ISBN-13: 9780226102672
Publisher: University of Chicago Press
Publication date: 10/17/2013
Edition description: 1
Pages: 242
Product dimensions: 6.00(w) x 8.90(h) x 0.70(d)

About the Author

William Howland Kenney is professor of history and American studies at Kent State University. He is the author of Recorded Music in American Life: The Phonograph and Popular Memory, 1890-1945; Chicago Jazz: A Cultural History, 1904-1930; The Music of James Scott; and Laughter in the Wilderness: Early American Humor to 1783.

Read an Excerpt

Jazz on the River


By William Howland Kenney

The University of Chicago Press

Copyright © 2005 University of Chicago
All right reserved.

ISBN: 0-226-43733-7


Chapter One

Groovin' on the River Louis Armstrong and Riverboat Culture

In April 1919, several years before moving to Chicago, where he cut some of his most important records, Louis Armstrong determined to see where his burgeoning talent as a jazz cornetist, vocalist, and entertainer might take him. In September 1918 he had started playing on a Streckfus Steamers excursion boat that plied New Orleans harbor but, still restless, announced to friends and colleagues that he would be shipping out to perform along the Mississippi River from New Orleans as far north as Minneapolis. Armstrong, who had been born on August 4, 1901, was then seventeen years old. He had decided to accept what looked like an exciting job offer from John Streckfus and his bandleader Fate C. Marable to play in their new hot dance band on board the steamer Sidney. He had not then ventured much beyond the neighborhood of his birth and had only quite recently decided to become a professional musician. But having been left to his own resources from an extremely tender age, he was prepared to embark on what turned into a restless life of touring the circuits, playing for junkets for three seasons on the river. He would later permanently leave the river but continue to travel, taking his restless, fugitive music on a train north to Chicago's South Side. He then traveled by jalopy to New York, by transatlantic steamer to Europe, and ultimately on ocean liners and airplanes that carried him to West Africa and around the world. His youthful decision to work out his future on America's greatest river set into motion a lifetime of exile from his southern home, forcing him to translate for new audiences the music he had pioneered back in New Orleans, rethinking and reinventing himself, exploring his musical capacities and creating new meanings while on the move.

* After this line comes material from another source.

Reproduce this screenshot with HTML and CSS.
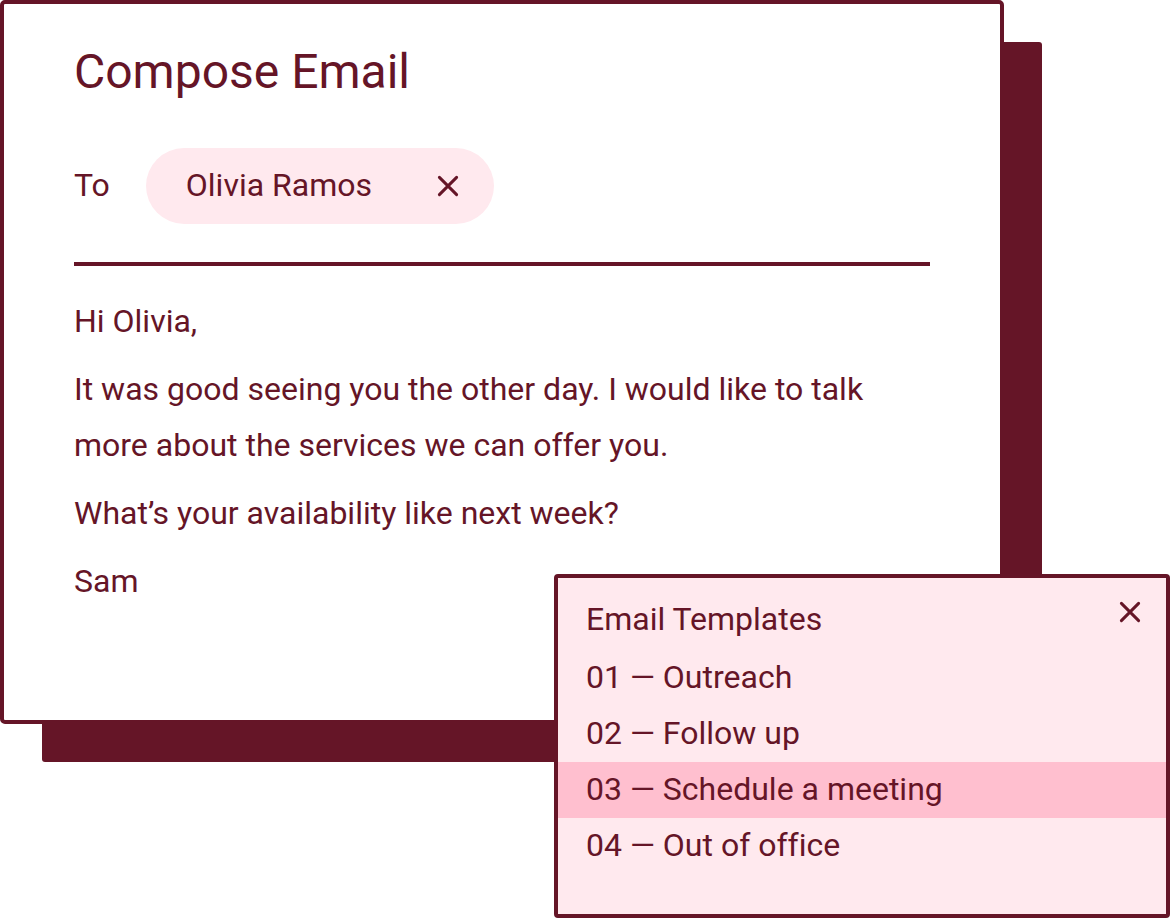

Most of the early historians of jazz linked the emigration of its musicians from New Orleans to the official closing in 1917 of Storyville, the city's vice district, in which some jazzmen had found performance opportunities. That narrow interpretation ignored in Armstrong's as in Marable's case the rich context of the black migration out of the South after World War I, a major chapter in the African American diaspora. A closer look at the outpouring of musical creativity that accompanied the Great Migration indicates that New Orleans jazz pioneers, and those with whom they performed on the river, became the heralds of their people's migration northward. Whereas the blues singers became its musical voices, the jazzmen, led by Armstrong, trumpeted the Great Migration primarily to the wider white world of the racially segregated excursion boats. As heralds and modernist troubadours, they experienced this great movement of people in a way that both paralleled and contrasted with that of the majority who were not musicians.

Armstrong, the many musicians who played with him, and those who followed him onto the riverboats did not migrate in the simplest sense of moving from some point in the South to settle down in Chicago. But neither did many male migrants, who tended to move in a generally northerly direction from one job to another before taking on a major industrial center such as Chicago or Pittsburgh. Although the riverboats did paddle northward up the river, they also steamed eastward and westward across it, before paddling southward back to their original point of departure after Labor Day, their musicians usually still aboard.

Armstrong, for example, worked his way from one small town to another up and down the river for three seasons, reconnoitering the major Mississippi valley urban areas, creating a network of professional contacts that helped him find his way in the world. When he first arrived in St. Louis in 1919, he was stunned by its tall buildings:

There was nothing like that in my home town, and I could not imagine what they were all for. I wanted to ask someone badly, but I was afraid I would be kidded for being so dumb. Finally, when we were going back to our hotel I got up enough courage to question Fate Marable. "What are all those tall buildings? Colleges?" "Aw boy," Fate answered, "Don't be so damn dumb."

He learned quickly by playing after-hours sessions with St. Louis musicians. His meetings with them epitomized the black musical migration in the Mississippi valley. After demonstrating his unsurpassed improvisational talents, Armstrong listened to them and much admired their literacy and musicianship. Together, they all talked about Chicago. This after-hours networking within a context of further migration and travel would continue for many years, creating what the scholar Gerald Early has called a "Black Heartland."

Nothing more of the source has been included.